The right way to see most of those decisions is that berobed activists are abusing their authority to join the resistance and tie Trump’s hands.
Most of the cases will end up in the appeals courts or the Supreme Court, which are generally less political.
For most media, the top story was the continued bleeding from the White House’s self-inflicted wound of Signal-gate.
The administration’s inability to put the story to rest is giving leftist outlets a rare jolt of joy.
They’re pumped with the adrenaline of being on death watch, with their hope being that one or more of the participants in the botched communication over the attack on the Houthis will be shown the door.
Their top target is Secretary of Defense Pete Hegseth, who sent the detailed texts that, if not technically “war plans,” are close enough to set off alarms.
The runner-up target is Mike Waltz, the national security adviser whose office somehow included Jeffrey Goldberg, the virulent anti-Trumper from The Atlantic magazine, in the list of chat participants.
“Michael Waltz has learned a lesson, and he’s a good man,” Trump said earlier last week.
Vice President JD Vance, sensing the media fervor for a scalp, took Waltz to Greenland with him Friday and told reporters they would be disappointed.
“If you think you’re going to force the president of the United States to fire anybody you’ve got another think coming!” Vance said.
“We are standing behind our entire national security team.”

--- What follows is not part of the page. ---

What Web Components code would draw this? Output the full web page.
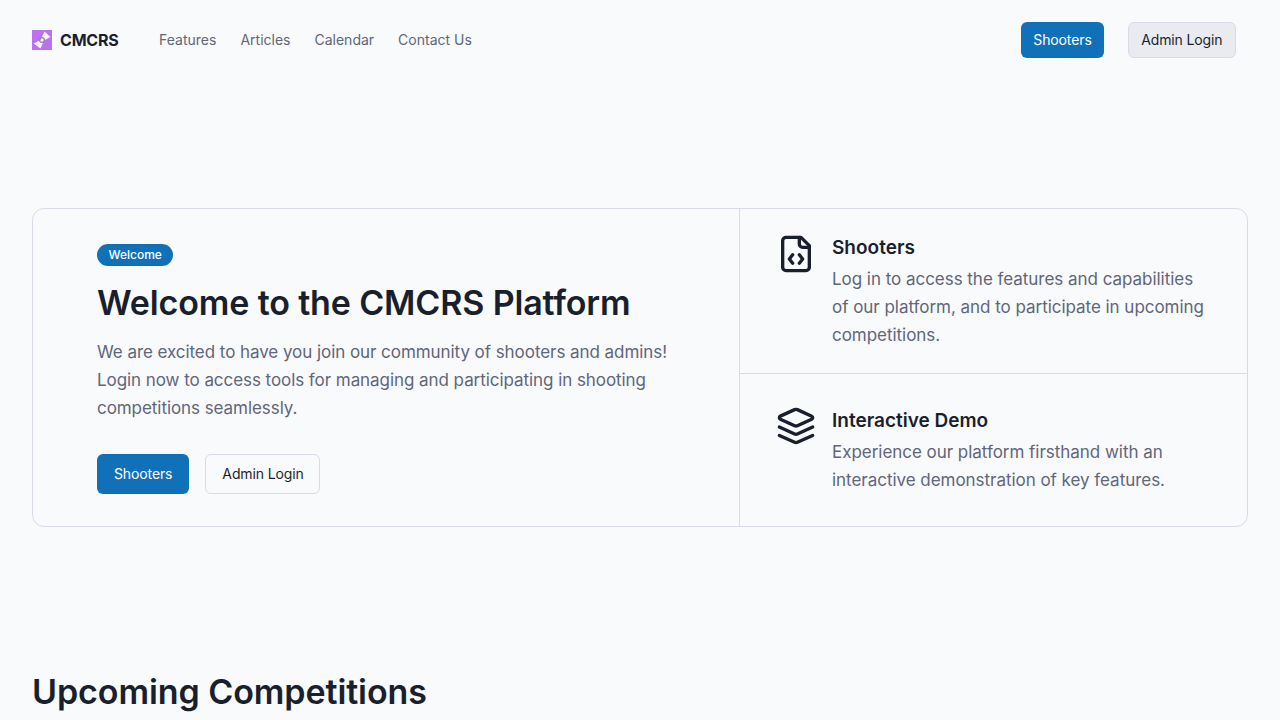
<!DOCTYPE html>
<html lang="en">
<head>
<meta charset="utf-8">
<title>CMCRS</title>
<style>
	html, body { margin: 0; height: 720px; overflow: hidden; }
	body { background: #f9fafc; color: #1a1f2e; font-family: Inter, "Liberation Sans", sans-serif; }
</style>
</head>
<body>
<site-nav></site-nav>
<hero-panel>
	<feature-row title="Shooters">
		<svg slot="icon" viewBox="0 0 24 24" width="40" height="40" fill="none" stroke="currentColor" stroke-width="2" stroke-linecap="round" stroke-linejoin="round">
			<path d="M10 12.5 8 15l2 2.5"/>
			<path d="m14 12.5 2 2.5-2 2.5"/>
			<path d="M14 2v4a2 2 0 0 0 2 2h4"/>
			<path d="M15 2H6a2 2 0 0 0-2 2v16a2 2 0 0 0 2 2h12a2 2 0 0 0 2-2V7z"/>
		</svg>
		Log in to access the features and capabilities of our platform, and to participate in upcoming competitions.
	</feature-row>
	<feature-row title="Interactive Demo">
		<svg slot="icon" viewBox="0 0 24 24" width="40" height="40" fill="none" stroke="currentColor" stroke-width="2" stroke-linecap="round" stroke-linejoin="round">
			<path d="m12.83 2.18a2 2 0 0 0-1.66 0L2.6 6.08a1 1 0 0 0 0 1.83l8.58 3.91a2 2 0 0 0 1.66 0l8.58-3.9a1 1 0 0 0 0-1.83Z"/>
			<path d="m22 17.65-9.17 4.16a2 2 0 0 1-1.66 0L2 17.65"/>
			<path d="m22 12.65-9.17 4.16a2 2 0 0 1-1.66 0L2 12.65"/>
		</svg>
		Experience our platform firsthand with an interactive demonstration of key features.
	</feature-row>
</hero-panel>
<section-title>Upcoming Competitions</section-title>

<script>
(function() {
	class UiButton extends HTMLElement {
		constructor() {
			super();
			let shadow = this.attachShadow({ mode: 'open' });
			shadow.innerHTML = `
				<style>
					:host {
						display: inline-flex;
						align-items: center;
						justify-content: center;
						box-sizing: border-box;
						font-size: 14px;
						font-weight: 400;
						line-height: 20px;
						letter-spacing: -0.12px;
						border-radius: 6px;
						border: 1px solid #d8dbe5;
						color: #1a1f2e;
						height: 40px;
						padding: 0 15.5px 0 16px;
					}
					:host([variant=primary]) {
						background: #1071b9;
						border: 0;
						color: #fff;
						padding: 0 17px;
					}
					:host([variant=muted]) {
						background: #e9ebf0;
					}
					:host([size=sm]) {
						height: 36px;
						padding: 0 12.5px;
					}
					:host([variant=primary][size=sm]) {
						padding: 0 12px;
					}
				</style>
				<slot></slot>
			`;
		}
	}
	customElements.define('ui-button', UiButton);

	class SiteNav extends HTMLElement {
		constructor() {
			super();
			let shadow = this.attachShadow({ mode: 'open' });
			shadow.innerHTML = `
				<style>
					:host {
						display: flex;
						align-items: center;
						height: 80px;
						padding: 0 44px 0 32px;
					}
					.brand {
						display: flex;
						align-items: center;
						gap: 8px;
						font-size: 16px;
						font-weight: 700;
						letter-spacing: -0.2px;
						margin-right: 40.5px;
					}
					.links {
						display: flex;
						gap: 24px;
						font-size: 14px;
						color: #60667a;
						margin-bottom: 1px;
					}
					.actions {
						margin-left: auto;
						display: flex;
						gap: 24px;
					}
					svg { display: block; }
				</style>
				<div class="brand">
					<svg width="20" height="20" viewBox="0 0 20 20">
						<rect width="20" height="20" fill="#bc72f0"/>
						<path d="M12.5 1.5 18.5 7 12 10.5 8.5 18.5 1.5 13.5 8.5 10Z" fill="#f5f0fa"/>
						<circle cx="10" cy="10" r="2.4" fill="none" stroke="#8f8a96" stroke-width="1.2"/>
					</svg>
					<span>CMCRS</span>
				</div>
				<div class="links">
					<span>Features</span>
					<span>Articles</span>
					<span>Calendar</span>
					<span>Contact Us</span>
				</div>
				<div class="actions">
					<ui-button variant="primary" size="sm">Shooters</ui-button>
					<ui-button variant="muted" size="sm">Admin Login</ui-button>
				</div>
			`;
		}
	}
	customElements.define('site-nav', SiteNav);

	class HeroPanel extends HTMLElement {
		constructor() {
			super();
			let shadow = this.attachShadow({ mode: 'open' });
			shadow.innerHTML = `
				<style>
					:host {
						display: grid;
						grid-template-columns: 707px 1fr;
						margin: 128px 32px 0;
						box-sizing: border-box;
						height: 319px;
						border: 1px solid #d8dbe5;
						border-radius: 12px;
					}
					.intro {
						border-right: 1px solid #d8dbe5;
						padding: 35px 64px 0;
					}
					.badge {
						display: inline-block;
						background: #1071b9;
						color: #fff;
						font-size: 12px;
						font-weight: 500;
						line-height: 22px;
						padding: 0 11.5px;
						border-radius: 11px;
						vertical-align: top;
					}
					h1 {
						margin: 15px 0 0;
						font-size: 34px;
						line-height: 44px;
						font-weight: 600;
						letter-spacing: -0.14px;
					}
					p {
						margin: 13px 0 0;
						font-size: 17px;
						line-height: 28px;
						letter-spacing: -0.06px;
						color: #60667a;
					}
					.buttons {
						display: flex;
						gap: 16px;
						margin-top: 32px;
					}
					.side {
						display: flex;
						flex-direction: column;
					}
				</style>
				<div class="intro">
					<span class="badge">Welcome</span>
					<h1>Welcome to the CMCRS Platform</h1>
					<p>We are excited to have you join our community of shooters and admins! Login now to access tools for managing and participating in shooting competitions seamlessly.</p>
					<div class="buttons">
						<ui-button variant="primary">Shooters</ui-button>
						<ui-button>Admin Login</ui-button>
					</div>
				</div>
				<div class="side"><slot></slot></div>
			`;
		}
	}
	customElements.define('hero-panel', HeroPanel);

	class FeatureRow extends HTMLElement {
		constructor() {
			super();
			let shadow = this.attachShadow({ mode: 'open' });
			shadow.innerHTML = `
				<style>
					:host {
						display: flex;
						gap: 16px;
						box-sizing: border-box;
						padding: 33px 36px 0;
						height: 152px;
					}
					:host(:first-child) {
						height: 165px;
						padding-top: 25px;
						border-bottom: 1px solid #d8dbe5;
					}
					.icon { flex: none; width: 40px; height: 40px; margin-top: -1px; }
					:host(:first-child) .icon { margin-top: 0; }
					h3 {
						margin: 0 0 3px;
						font-size: 19px;
						line-height: 28px;
						font-weight: 600;
					}
					.text {
						font-size: 17px;
						line-height: 28px;
						letter-spacing: -0.035px;
						color: #60667a;
					}
				</style>
				<div class="icon"><slot name="icon"></slot></div>
				<div>
					<h3></h3>
					<div class="text"><slot></slot></div>
				</div>
			`;
			shadow.querySelector('h3').textContent = this.getAttribute('title');
		}
	}
	customElements.define('feature-row', FeatureRow);

	class SectionTitle extends HTMLElement {
		constructor() {
			super();
			let shadow = this.attachShadow({ mode: 'open' });
			shadow.innerHTML = `
				<style>
					:host {
						display: block;
						margin: 143px 32px 0;
						font-size: 34px;
						line-height: 44px;
						font-weight: 600;
						letter-spacing: -0.08px;
					}
				</style>
				<slot></slot>
			`;
		}
	}
	customElements.define('section-title', SectionTitle);
})();
</script>
</body>
</html>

He and Trump understand that giving the media beasts one scalp will only whet their appetite for more.
First major fumble
Although legitimate questions about the leak remain, including whether participants were using private or government devices, the real reason Dems and the media are so hot for the story is that the incident marks the administration’s first major fumble.
That it came in late March illustrates how relatively successful Trump’s start has been.
With so little to seize on, Dems and their media shills are desperate for a soapbox and this one will do until a better one comes along.
Meanwhile, a fair assessment of other events last week turns an honest scorecard far more positive than negative.
One big development was the long interview on Fox News with Elon Musk and seven top people from his DOGE team.
Bret Baier wanted them to address charges that they don’t know what they are doing and are chopping costs without regard to the impact on ordinary Americans.
Musk set the stage by noting the most important numbers: The federal government is spending $7 trillion this year, and nearly $2 trillion of that is borrowed money.
That’s outrageous and a formula for serious trouble, which is why he aims to cut the borrowing in half, to $1 trillion.
That would reduce overall spending by about 15%, which Musk called “quite reasonable” and said it could be done “without affecting critical programs.”
Proving waste & fraud
One by one, his team cited examples of enormous waste and fraud, a common one being that federal operations are hobbled by computer systems that are often outdated and incompatible.
One agency alone has 27 chief information officers.
The retirement system is maddeningly slow because documents have been stored for nearly 70 years in an old limestone mine in Pennsylvania.
The informative interview lifted the veil on DOGE, and put names and faces on the historic effort.
Another important story that big media ran from was the congressional testimony of the heads of PBS and NPR.
Trump has targeted their public funding as part of the overall retrenchment and also because they largely echo the leftist views of the legacy media.
Dems, of course, defended the arrangement, but Republicans did an excellent job of exposing the bias.
NPR boss Katherine Maher especially came across as deceitful in denying any partisan slant despite a slew of her own posts in 2018 where she called Trump a “fascist” and “a deranged sociopath.”
And she claimed not to know that 87 staffers in Washington were registered Dems, while there are zero registered Republicans.
The upshot was that the hearing made a solid case that funding of more than $500 million should be cut.
Count that as low-hanging fruit for the DOGE team!